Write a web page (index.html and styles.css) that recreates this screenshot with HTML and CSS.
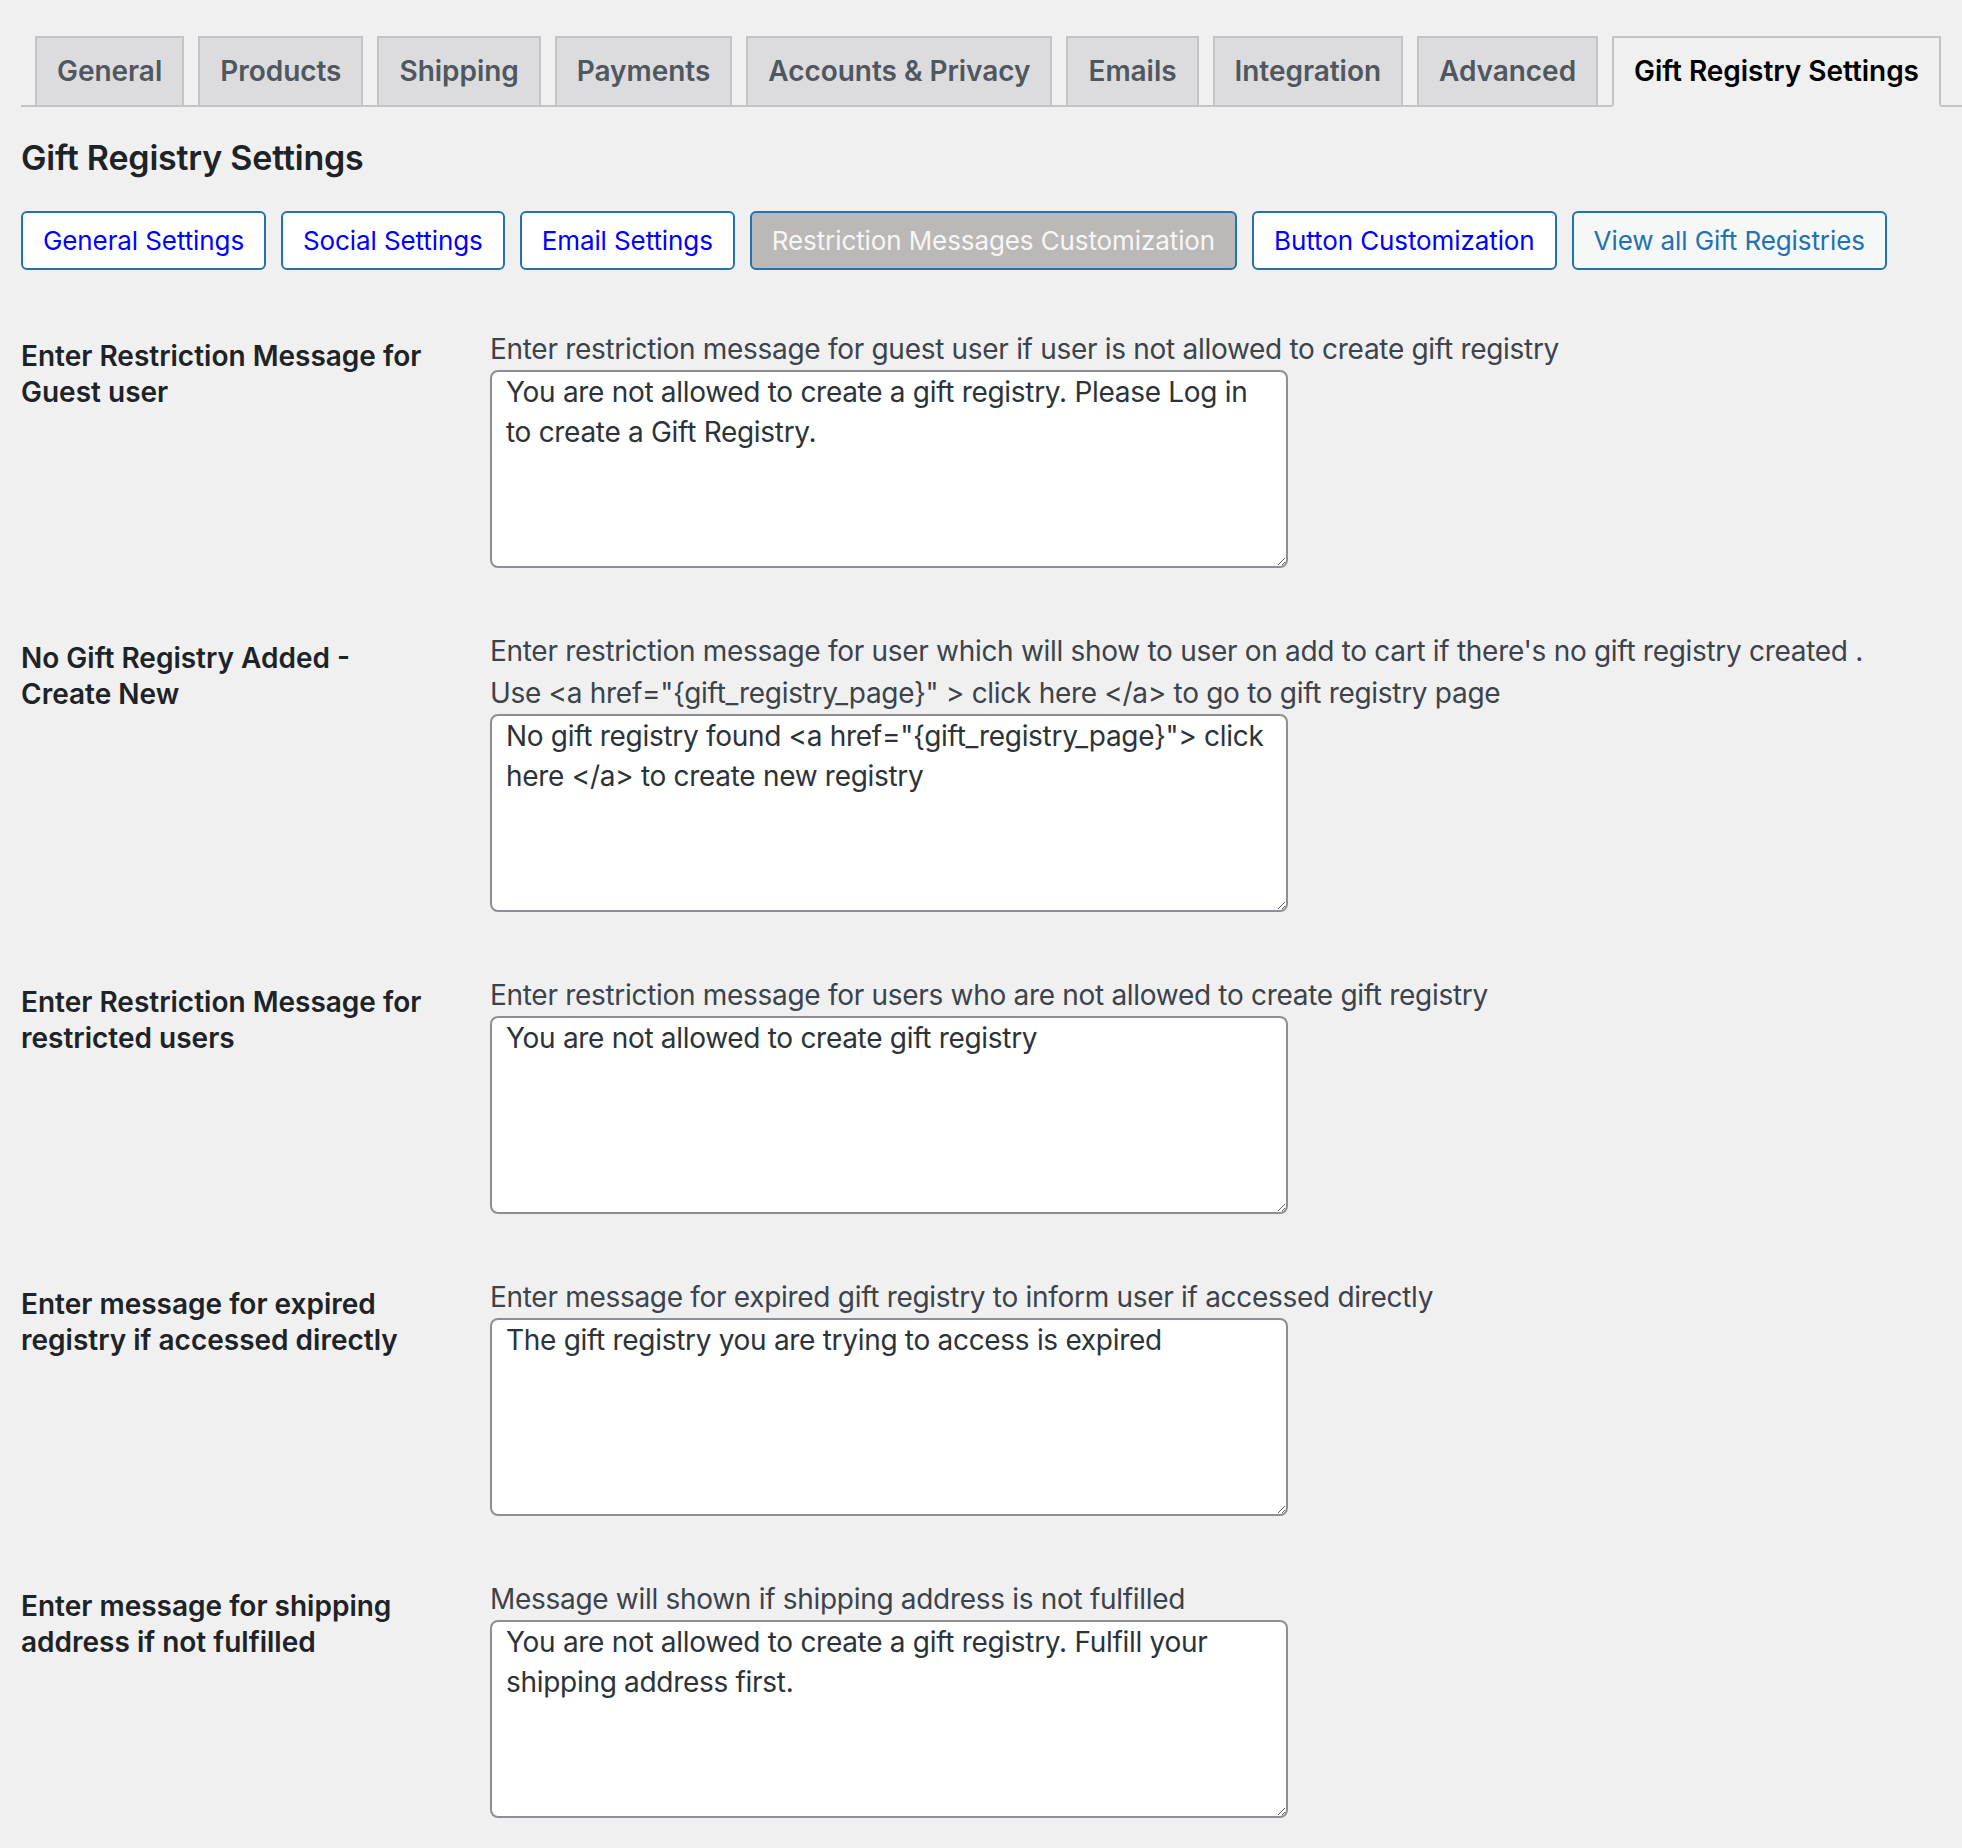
FILE: index.html
```html
<!DOCTYPE html>
<html lang="en">
<head>
<meta charset="utf-8">
<title>Gift Registry Settings</title>
<link rel="stylesheet" href="styles.css">
</head>
<body>
<div class="wrap">
  <nav class="nav-tabs">
    <a class="nav-tab">General</a>
    <a class="nav-tab">Products</a>
    <a class="nav-tab">Shipping</a>
    <a class="nav-tab">Payments</a>
    <a class="nav-tab">Accounts &amp; Privacy</a>
    <a class="nav-tab">Emails</a>
    <a class="nav-tab">Integration</a>
    <a class="nav-tab">Advanced</a>
    <a class="nav-tab nav-tab-active">Gift Registry Settings</a>
  </nav>

  <h2 class="page-title">Gift Registry Settings</h2>

  <div class="sub-nav">
    <a class="btn btn-link">General Settings</a>
    <a class="btn btn-link">Social Settings</a>
    <a class="btn btn-link">Email Settings</a>
    <a class="btn btn-current">Restriction Messages Customization</a>
    <a class="btn btn-link">Button Customization</a>
    <a class="btn btn-secondary">View all Gift Registries</a>
  </div>

  <div class="form-table">
    <div class="row">
      <div class="label">Enter Restriction Message for Guest user</div>
      <div class="field">
        <p class="desc">Enter restriction message for guest user if user is not allowed to create gift registry</p>
        <textarea class="msg">You are not allowed to create a gift registry. Please Log in to create a Gift Registry.</textarea>
      </div>
    </div>
    <div class="row">
      <div class="label">No Gift Registry Added - Create New</div>
      <div class="field">
        <p class="desc">Enter restriction message for user which will show to user on add to cart if there's no gift registry created .<br>Use &lt;a href="{gift_registry_page}" &gt; click here &lt;/a&gt; to go to gift registry page</p>
        <textarea class="msg">No gift registry found &lt;a href="{gift_registry_page}"&gt; click here &lt;/a&gt; to create new registry</textarea>
      </div>
    </div>
    <div class="row">
      <div class="label">Enter Restriction Message for restricted users</div>
      <div class="field">
        <p class="desc">Enter restriction message for users who are not allowed to create gift registry</p>
        <textarea class="msg">You are not allowed to create gift registry</textarea>
      </div>
    </div>
    <div class="row">
      <div class="label">Enter message for expired registry if accessed directly</div>
      <div class="field">
        <p class="desc">Enter message for expired gift registry to inform user if accessed directly</p>
        <textarea class="msg">The gift registry you are trying to access is expired</textarea>
      </div>
    </div>
    <div class="row">
      <div class="label">Enter message for shipping address if not fulfilled</div>
      <div class="field">
        <p class="desc">Message will shown if shipping address is not fulfilled</p>
        <textarea class="msg">You are not allowed to create a gift registry. Fulfill your shipping address first.</textarea>
      </div>
    </div>
  </div>
</div>
</body>
</html>
```

FILE: styles.css
```css
html, body {
  margin: 0;
  padding: 0;
  background: #f0f0f1;
}

body {
  font-family: Inter, "Noto Sans", "Liberation Sans", sans-serif;
  color: #3c434a;
  overflow: hidden;
}

.wrap {
  padding: 36px 0 0 21px;
}

/* Top tabs */
.nav-tabs {
  display: flex;
  border-bottom: 2px solid #c3c4c7;
  margin: 0;
  padding: 0;
}

.nav-tab {
  display: block;
  margin-left: 14px;
  margin-bottom: -2px;
  padding: 10px 20px;
  font-size: 28px;
  line-height: 47px;
  font-weight: 600;
  letter-spacing: -0.04px;
  color: #50575e;
  background: #dcdcde;
  border: 2px solid #c3c4c7;
  white-space: nowrap;
}

.nav-tab-active {
  background: #f0f0f1;
  color: #000;
  border-bottom-color: #f0f0f1;
}

/* Heading */
.page-title {
  margin: 30px 0 0 0;
  font-size: 34px;
  line-height: 42px;
  font-weight: 600;
  letter-spacing: -0.2px;
  color: #1d2327;
}

/* Sub navigation buttons */
.sub-nav {
  display: flex;
  gap: 15px;
  margin-top: 32px;
}

.btn {
  display: block;
  box-sizing: border-box;
  height: 59px;
  padding: 0 20px;
  font-size: 26px;
  line-height: 55px;
  letter-spacing: -0.1px;
  border: 2px solid #2271b1;
  border-radius: 6px;
  white-space: nowrap;
}

.btn-link {
  background: #fff;
  color: #0000ff;
}

.btn-current {
  background: #bcb8b7;
  color: #f6f6f6;
}

.btn-secondary {
  background: #f6f7f7;
  color: #2271b1;
}

/* Form rows */
.form-table {
  margin-top: 28px;
}

.row {
  display: grid;
  grid-template-columns: 469px 1fr;
  padding-bottom: 32px;
}

.label {
  padding-top: 40px;
  font-size: 28px;
  line-height: 36px;
  font-weight: 600;
  color: #1d2327;
  max-width: 420px;
}

.field {
  padding-top: 30px;
}

.desc {
  margin: 0;
  font-size: 28px;
  line-height: 42px;
  letter-spacing: -0.3px;
  color: #3c434a;
}

.msg {
  display: block;
  box-sizing: border-box;
  width: 798px;
  height: 198px;
  margin: 0;
  padding: 0 12px 0 14px;
  font-family: Inter, "Noto Sans", "Liberation Sans", sans-serif;
  font-size: 28px;
  line-height: 40px;
  letter-spacing: -0.3px;
  color: #2c3338;
  background: #fff;
  border: 2px solid #8c8f94;
  border-radius: 8px;
  outline: none;
}
```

▶ _Task_
Leave the pictures out and output the rest of the listing exactly.

▶ _Reply_
Write a web page (index.html and styles.css) that recreates this screenshot with HTML and CSS.
FILE: index.html
```html
<!DOCTYPE html>
<html lang="en">
<head>
<meta charset="utf-8">
<title>Gift Registry Settings</title>
<link rel="stylesheet" href="styles.css">
</head>
<body>
<div class="wrap">
  <nav class="nav-tabs">
    <a class="nav-tab">General</a>
    <a class="nav-tab">Products</a>
    <a class="nav-tab">Shipping</a>
    <a class="nav-tab">Payments</a>
    <a class="nav-tab">Accounts &amp; Privacy</a>
    <a class="nav-tab">Emails</a>
    <a class="nav-tab">Integration</a>
    <a class="nav-tab">Advanced</a>
    <a class="nav-tab nav-tab-active">Gift Registry Settings</a>
  </nav>

  <h2 class="page-title">Gift Registry Settings</h2>

  <div class="sub-nav">
    <a class="btn btn-link">General Settings</a>
    <a class="btn btn-link">Social Settings</a>
    <a class="btn btn-link">Email Settings</a>
    <a class="btn btn-current">Restriction Messages Customization</a>
    <a class="btn btn-link">Button Customization</a>
    <a class="btn btn-secondary">View all Gift Registries</a>
  </div>

  <div class="form-table">
    <div class="row">
      <div class="label">Enter Restriction Message for Guest user</div>
      <div class="field">
        <p class="desc">Enter restriction message for guest user if user is not allowed to create gift registry</p>
        <textarea class="msg">You are not allowed to create a gift registry. Please Log in to create a Gift Registry.</textarea>
      </div>
    </div>
    <div class="row">
      <div class="label">No Gift Registry Added - Create New</div>
      <div class="field">
        <p class="desc">Enter restriction message for user which will show to user on add to cart if there's no gift registry created .<br>Use &lt;a href="{gift_registry_page}" &gt; click here &lt;/a&gt; to go to gift registry page</p>
        <textarea class="msg">No gift registry found &lt;a href="{gift_registry_page}"&gt; click here &lt;/a&gt; to create new registry</textarea>
      </div>
    </div>
    <div class="row">
      <div class="label">Enter Restriction Message for restricted users</div>
      <div class="field">
        <p class="desc">Enter restriction message for users who are not allowed to create gift registry</p>
        <textarea class="msg">You are not allowed to create gift registry</textarea>
      </div>
    </div>
    <div class="row">
      <div class="label">Enter message for expired registry if accessed directly</div>
      <div class="field">
        <p class="desc">Enter message for expired gift registry to inform user if accessed directly</p>
        <textarea class="msg">The gift registry you are trying to access is expired</textarea>
      </div>
    </div>
    <div class="row">
      <div class="label">Enter message for shipping address if not fulfilled</div>
      <div class="field">
        <p class="desc">Message will shown if shipping address is not fulfilled</p>
        <textarea class="msg">You are not allowed to create a gift registry. Fulfill your shipping address first.</textarea>
      </div>
    </div>
  </div>
</div>
</body>
</html>
```

FILE: styles.css
```css
html, body {
  margin: 0;
  padding: 0;
  background: #f0f0f1;
}

body {
  font-family: Inter, "Noto Sans", "Liberation Sans", sans-serif;
  color: #3c434a;
  overflow: hidden;
}

.wrap {
  padding: 36px 0 0 21px;
}

/* Top tabs */
.nav-tabs {
  display: flex;
  border-bottom: 2px solid #c3c4c7;
  margin: 0;
  padding: 0;
}

.nav-tab {
  display: block;
  margin-left: 14px;
  margin-bottom: -2px;
  padding: 10px 20px;
  font-size: 28px;
  line-height: 47px;
  font-weight: 600;
  letter-spacing: -0.04px;
  color: #50575e;
  background: #dcdcde;
  border: 2px solid #c3c4c7;
  white-space: nowrap;
}

.nav-tab-active {
  background: #f0f0f1;
  color: #000;
  border-bottom-color: #f0f0f1;
}

/* Heading */
.page-title {
  margin: 30px 0 0 0;
  font-size: 34px;
  line-height: 42px;
  font-weight: 600;
  letter-spacing: -0.2px;
  color: #1d2327;
}

/* Sub navigation buttons */
.sub-nav {
  display: flex;
  gap: 15px;
  margin-top: 32px;
}

.btn {
  display: block;
  box-sizing: border-box;
  height: 59px;
  padding: 0 20px;
  font-size: 26px;
  line-height: 55px;
  letter-spacing: -0.1px;
  border: 2px solid #2271b1;
  border-radius: 6px;
  white-space: nowrap;
}

.btn-link {
  background: #fff;
  color: #0000ff;
}

.btn-current {
  background: #bcb8b7;
  color: #f6f6f6;
}

.btn-secondary {
  background: #f6f7f7;
  color: #2271b1;
}

/* Form rows */
.form-table {
  margin-top: 28px;
}

.row {
  display: grid;
  grid-template-columns: 469px 1fr;
  padding-bottom: 32px;
}

.label {
  padding-top: 40px;
  font-size: 28px;
  line-height: 36px;
  font-weight: 600;
  color: #1d2327;
  max-width: 420px;
}

.field {
  padding-top: 30px;
}

.desc {
  margin: 0;
  font-size: 28px;
  line-height: 42px;
  letter-spacing: -0.3px;
  color: #3c434a;
}

.msg {
  display: block;
  box-sizing: border-box;
  width: 798px;
  height: 198px;
  margin: 0;
  padding: 0 12px 0 14px;
  font-family: Inter, "Noto Sans", "Liberation Sans", sans-serif;
  font-size: 28px;
  line-height: 40px;
  letter-spacing: -0.3px;
  color: #2c3338;
  background: #fff;
  border: 2px solid #8c8f94;
  border-radius: 8px;
  outline: none;
}
```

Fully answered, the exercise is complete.